Baby Blues (2008)
Directed by Lars E. Jacobson, Amardeep Kaleka

Starring Colleen Porch Joel Bryant Ridge Canipe

Over the years at ESplatter, I've received maybe hundreds of review copies of films, all of them being hyped by PR machines. Many of them are unwatchably bad -- unreviewable, in fact. Sometimes they're pretty good.

Then, every now and then, a film turns up with zero hype, zero marketing, zero PR, and just kind of arrives in my Netflix queue -- and blows me away. The just-released "Baby Blues" is such a film. This horror movie -- which received no marketing that I'm aware of before hitting disc -- is probably the scariest movie since Rob Zombie's "The Devil's Rejects." It's an awesome horror movie. Presumably, its subject matter was too disturbing for the festival circuit. After all, it's about a mother trying to kill all of her kids. Had it played anywhere, we would have heard about it, because "Baby Blues" is a film you can never forget after seeing it.

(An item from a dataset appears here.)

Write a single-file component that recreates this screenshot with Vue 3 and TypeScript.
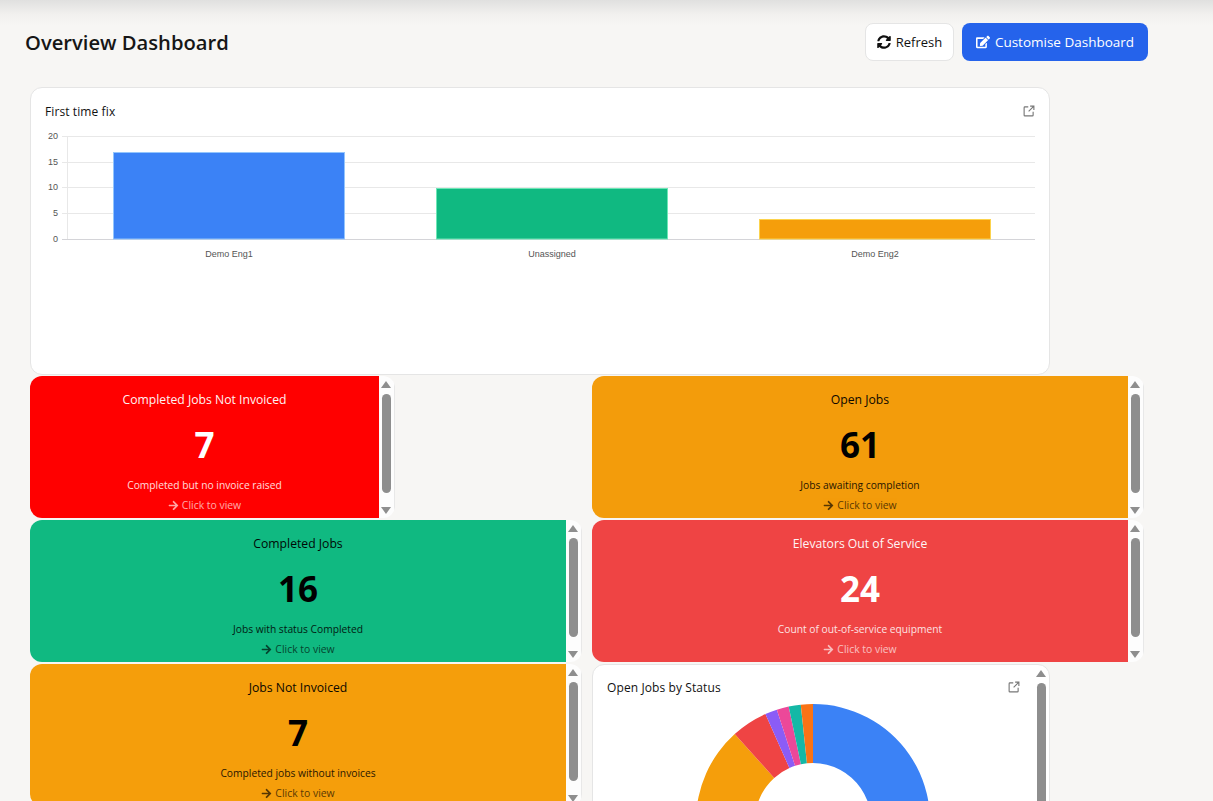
<template>
  <div class="page">
    <header class="top">
      <h1>Overview Dashboard</h1>
      <div class="actions">
        <button class="btn btn-light">
          <svg class="ico" viewBox="0 0 512 512"><path :d="syncPath" /></svg>
          Refresh
        </button>
        <button class="btn btn-primary">
          <svg class="ico" viewBox="0 0 576 512"><path :d="editPath" /></svg>
          Customise Dashboard
        </button>
      </div>
    </header>

    <main class="grid">
      <section class="card chart-card">
        <div class="card-head">
          <span class="card-title">First time fix</span>
          <svg class="ext" viewBox="0 0 16 16"><path :d="extPath" /></svg>
        </div>
        <svg class="bars" viewBox="0 0 990 140" width="990" height="140">
          <line v-for="t in ticks" :key="t.label" x1="17" x2="990" :y1="t.y" :y2="t.y" :stroke="t.label === '0' ? '#d4d4d8' : '#e8e8e8'" />
          <line x1="22.5" x2="22.5" y1="8" y2="111" stroke="#e8e8e8" />
          <text v-for="t in ticks" :key="'l' + t.label" x="13" :y="t.y + 2" text-anchor="end" class="axis">{{ t.label }}</text>
          <g v-for="b in bars" :key="b.name">
            <rect :x="b.x" :y="b.y" :width="b.w" :height="111 - b.y" :fill="b.color" :stroke="b.edge" />
            <text :x="b.x + b.w / 2" y="129" text-anchor="middle" class="axis">{{ b.name }}</text>
          </g>
        </svg>
      </section>

      <article v-for="tile in tiles" :key="tile.title" class="tile" :class="{ narrow: tile.narrow }">
        <div class="tile-body" :class="tile.tone">
          <div class="tile-title">{{ tile.title }}</div>
          <div class="tile-num">{{ tile.value }}</div>
          <div class="tile-sub">{{ tile.sub }}</div>
          <div class="tile-link">
            <svg class="arrow" viewBox="0 0 448 512"><path :d="arrowPath" /></svg>
            Click to view
          </div>
        </div>
        <div class="rail">
          <i class="up"></i>
          <b class="thumb"></b>
          <i class="down"></i>
        </div>
      </article>

      <article class="tile donut-card">
        <div class="donut-body">
          <div class="card-head">
            <span class="card-title">Open Jobs by Status</span>
            <svg class="ext" viewBox="0 0 16 16"><path :d="extPath" /></svg>
          </div>
          <svg class="donut" viewBox="-117 -117 234 234" width="234" height="234">
            <path v-for="s in slices" :key="s.color" :d="s.d" :fill="s.color" />
          </svg>
        </div>
        <div class="rail">
          <i class="up"></i>
          <b class="thumb thumb-long"></b>
        </div>
      </article>
    </main>
  </div>
</template>

<script setup lang="ts">
import { computed } from 'vue';

const syncPath = 'M370.72 133.28C339.458 104.008 298.888 87.962 255.848 88c-77.458.068-144.328 53.178-162.791 126.85-1.344 5.363-6.122 9.15-11.651 9.15H24.103c-7.498 0-13.194-6.807-11.807-14.176C33.933 94.924 134.813 8 256 8c66.448 0 126.791 26.136 171.315 68.685L463.03 40.97C478.149 25.851 504 36.559 504 57.941V192c0 13.255-10.745 24-24 24H345.941c-21.382 0-32.09-25.851-16.971-40.971l41.75-41.749zM32 296h134.059c21.382 0 32.09 25.851 16.971 40.971l-41.75 41.75c31.262 29.273 71.835 45.319 114.876 45.28 77.418-.07 144.315-53.144 162.787-126.849 1.344-5.363 6.122-9.15 11.651-9.15h57.304c7.498 0 13.194 6.807 11.807 14.176C478.067 417.076 377.187 504 256 504c-66.448 0-126.791-26.136-171.315-68.685L48.97 471.03C33.851 486.149 8 475.441 8 454.059V320c0-13.255 10.745-24 24-24z';
const editPath = 'M402.6 83.2l90.2 90.2c3.8 3.8 3.8 10 0 13.8L274.4 405.6l-92.8 10.3c-12.4 1.4-22.9-9.1-21.5-21.5l10.3-92.8L388.8 83.2c3.8-3.8 10-3.8 13.8 0zm162-22.9l-48.8-48.8c-15.2-15.2-39.9-15.2-55.2 0l-35.4 35.4c-3.8 3.8-3.8 10 0 13.8l90.2 90.2c3.8 3.8 10 3.8 13.8 0l35.4-35.4c15.2-15.3 15.2-40 0-55.2zM384 346.2V448H64V128h229.8c3.2 0 6.2-1.3 8.5-3.5l40-40c7.6-7.6 2.2-20.5-8.5-20.5H48C21.5 64 0 85.5 0 112v352c0 26.5 21.5 48 48 48h352c26.5 0 48-21.5 48-48V306.2c0-10.7-12.9-16-20.5-8.5l-40 40c-2.2 2.3-3.5 5.3-3.5 8.5z';
const arrowPath = 'M190.5 66.9l22.2-22.2c9.4-9.4 24.6-9.4 33.9 0L441 239c9.4 9.4 9.4 24.6 0 33.9L246.6 467.3c-9.4 9.4-24.6 9.4-33.9 0l-22.2-22.2c-9.5-9.5-9.3-25 .4-34.3L311.4 296H24c-13.3 0-24-10.7-24-24v-32c0-13.3 10.7-24 24-24h287.4L190.9 101.2c-9.8-9.3-10-24.8-.4-34.3z';
const extPath = 'M7 2.5H2.5a1 1 0 0 0-1 1v10a1 1 0 0 0 1 1h10a1 1 0 0 0 1-1V9M9.5 1.5h5v5M14.5 1.5 7.5 8.5';

const ticks = [
  { label: '20', y: 8.5 },
  { label: '15', y: 34.5 },
  { label: '10', y: 59.5 },
  { label: '5', y: 85.5 },
  { label: '0', y: 111.5 }
];

const bars = [
  { name: 'Demo Eng1', x: 68.5, y: 24.5, w: 231, color: '#3b82f6', edge: '#93c5fd' },
  { name: 'Unassigned', x: 391.5, y: 60.5, w: 231, color: '#10b981', edge: '#6ee7b7' },
  { name: 'Demo Eng2', x: 714.5, y: 91.5, w: 231, color: '#f59e0b', edge: '#fcd34d' }
];

interface Tile {
  title: string
  value: number
  sub: string
  tone: string
  narrow?: boolean
}

const tiles: Tile[] = [
  { title: 'Completed Jobs Not Invoiced', value: 7, sub: 'Completed but no invoice raised', tone: 'red', narrow: true },
  { title: 'Open Jobs', value: 61, sub: 'Jobs awaiting completion', tone: 'orange' },
  { title: 'Completed Jobs', value: 16, sub: 'Jobs with status Completed', tone: 'green' },
  { title: 'Elevators Out of Service', value: 24, sub: 'Count of out-of-service equipment', tone: 'rose' },
  { title: 'Jobs Not Invoiced', value: 7, sub: 'Completed jobs without invoices', tone: 'amber' }
];

const statusData = [
  { value: 37, color: '#3b82f6' },
  { value: 16, color: '#f59e0b' },
  { value: 3, color: '#ef4444' },
  { value: 1, color: '#8b5cf6' },
  { value: 1, color: '#ec4899' },
  { value: 1, color: '#14b8a6' },
  { value: 1, color: '#f97316' }
];

// donut wedges, clockwise from 12 o'clock
const slices = computed(() => {
  const total = statusData.reduce((sum, s) => sum + s.value, 0);
  const R = 117;
  const r = 58;
  let angle = 0;
  const pt = (rad: number, a: number) => `${(rad * Math.sin(a)).toFixed(2)} ${(-rad * Math.cos(a)).toFixed(2)}`;
  return statusData.map((s) => {
    const start = angle;
    angle += (s.value / total) * Math.PI * 2;
    const large = angle - start > Math.PI ? 1 : 0;
    return {
      color: s.color,
      d: `M${pt(R, start)}A${R} ${R} 0 ${large} 1 ${pt(R, angle)}L${pt(r, angle)}A${r} ${r} 0 ${large} 0 ${pt(r, start)}Z`
    };
  });
});
</script>

<style scoped>
.page {
  height: 100vh;
  overflow: hidden;
  box-sizing: border-box;
  padding: 23px 0 0 30px;
  background: linear-gradient(#e0e0df 0, #f1f0ee 14px, #f7f6f4 26px);
  font-family: "Open Sans", "Noto Sans", sans-serif;
  color: #111;
}

.top {
  display: flex;
  align-items: center;
  justify-content: space-between;
  width: 1123px;
  height: 38px;
  margin-left: -5px;
}

h1 {
  margin: 0;
  font-size: 20.2px;
  line-height: 36px;
  font-weight: 600;
  color: #161616;
}

.actions {
  display: flex;
  gap: 8px;
}

.btn {
  display: flex;
  align-items: center;
  justify-content: center;
  gap: 5px;
  height: 38px;
  box-sizing: border-box;
  border-radius: 8px;
  font: 400 13.5px "Open Sans", sans-serif;
}

.btn-light {
  width: 89px;
  background: #fff;
  border: 1px solid #e5e5e5;
  color: #111;
  font-size: 13px;
}

.btn-primary {
  width: 186px;
  background: #2563eb;
  border: 0;
  color: #fff;
}

.ico {
  width: 14px;
  height: 14px;
  fill: currentColor;
}

.grid {
  display: grid;
  grid-template-columns: 552px 552px;
  grid-template-rows: 287px;
  grid-auto-rows: 142px;
  column-gap: 10px;
  row-gap: 2px;
  margin-top: 26px;
}

.card {
  box-sizing: border-box;
  background: #fff;
  border: 1px solid #e5e5e5;
  border-radius: 12px;
}

.chart-card {
  grid-column: 1 / -1;
  width: 1020px;
  height: 288px;
  padding: 14px 14px 0;
}

.card-head {
  display: flex;
  align-items: center;
  justify-content: space-between;
  height: 18px;
}

.card-title {
  font-size: 12px;
  font-weight: 500;
  letter-spacing: 0.1px;
  color: #111;
}

.ext {
  width: 12px;
  height: 12px;
  fill: none;
  stroke: #777;
  stroke-width: 1.5;
}

.bars {
  display: block;
  margin-top: 8px;
}

.axis {
  font: 9px "Liberation Sans", sans-serif;
  fill: #555;
}

.tile {
  display: flex;
  min-width: 0;
  background: #fdfdfd;
  border-radius: 12px;
  overflow: hidden;
}

.narrow {
  width: 365px;
}

.tile-body {
  flex: 1;
  display: flex;
  flex-direction: column;
  align-items: center;
  padding-top: 15px;
  text-align: center;
  color: #000;
}

.tile-title {
  font-size: 12.2px;
  line-height: 18px;
  opacity: 0.95;
}

.tile-num {
  margin-top: 14px;
  font-size: 35px;
  font-weight: 700;
  line-height: 44px;
}

.tile-sub {
  margin-top: 10px;
  font-size: 10.25px;
  line-height: 16px;
  opacity: 0.85;
}

.tile-link {
  display: flex;
  align-items: center;
  gap: 3px;
  margin-top: 4px;
  font-size: 10.4px;
  line-height: 16px;
  opacity: 0.65;
}

.arrow {
  width: 11px;
  height: 11px;
  fill: currentColor;
}

.red {
  background: #ff0000;
  color: #fff;
}

.rose {
  background: #ef4444;
  color: #fff;
}

.green {
  background: #10b981;
}

.amber {
  background: #f59e0b;
}

.orange {
  background: #f39c0b;
}

.rail {
  display: flex;
  flex-direction: column;
  align-items: center;
  flex: none;
  box-sizing: border-box;
  width: 16px;
  padding: 5px 1px 4px 0;
  border-right: 1px solid #e8e8e8;
}

.thumb {
  width: 9px;
  height: 99px;
  margin-top: 6px;
  border-radius: 5px;
  background: #8e8e8e;
}

.thumb-long {
  height: 200px;
}

.up,
.down {
  width: 0;
  height: 0;
  border-left: 5px solid transparent;
  border-right: 5px solid transparent;
}

.up {
  border-bottom: 7px solid #8e8e8e;
}

.down {
  margin-top: auto;
  border-top: 7px solid #8e8e8e;
}

.donut-card {
  width: 458px;
  height: 300px;
  background: #fff;
  border: 1px solid #e5e5e5;
  box-sizing: border-box;
}

.donut-card .rail {
  padding-right: 0;
  border-right: 0;
}

.donut-body {
  flex: 1;
  padding: 13px 13px 0 14px;
}

.donut {
  display: block;
  margin: 8px 0 0 89px;
}
</style>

After all, it is a movie about a Mom with post-partum psychosis who goes after her own kids. You've probably heard the occasional horrifying news item about a mom that goes homicidal after giving birth. Well, someone finally made a horror movie about it.

But before you condemn it, remember "The Shining" was about a parent trying to kill his kid. Only this time the parent is a mother, not a Dad. Maybe that's what made "Baby Blues" unreleasable. I suspect it will develop a big cult following now that it's finally available.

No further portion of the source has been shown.